Since I am a firm proponent of buying only the best and leading stocks in any sector, I took a quick look at the figures of L&T. And this is what I found.

L&T had positive cash flows from operations for all three years - 1369 Cr, 2130 Cr and 1945 Cr; increasing NPM - 6.7%, 7.7%, 8.5%; EPS of Rs 74 (in '08). Based on these figures, I am inclined towards discounting GMR's ridiculously high NPMs in '06 and '08. (May be these were typos on the Rediff site.)

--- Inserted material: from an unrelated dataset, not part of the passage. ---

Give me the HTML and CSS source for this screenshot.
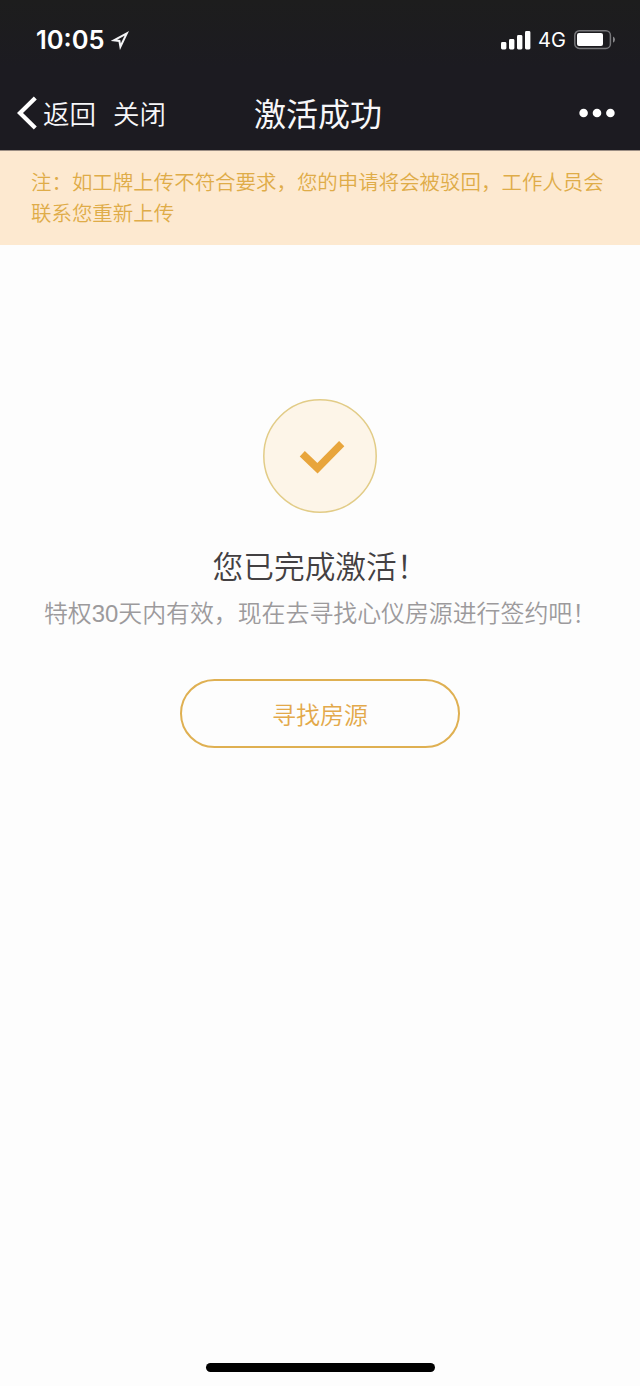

Since all four companies have shares with face value of Rs 2, the EPS figures are comparable. On all counts, L&T is the clear choice - and by my reckoning, the only stock to be considered in engineering and construction within the infrastructure sector.

2 comments:

income.portfolio said...

Having worked in three different continents, I appreciate LnT much more now, then when I was an LnTite. It is one company that is professionally managed. Can we say the same for any company in India? Pick any one, and one will find heavily influenced by founder, owner, or patriarch. Perhaps, LnT's past lineage helps it maintain the professional culture. Great sensible Pick!

Subhankar said...

Thanks. I have been fortunate to invest in companies that have provided great long term returns. TISCO, Hindalco, M&M, ITC, HUL, Cummins are all professionally managed - though the last two are foreign owned.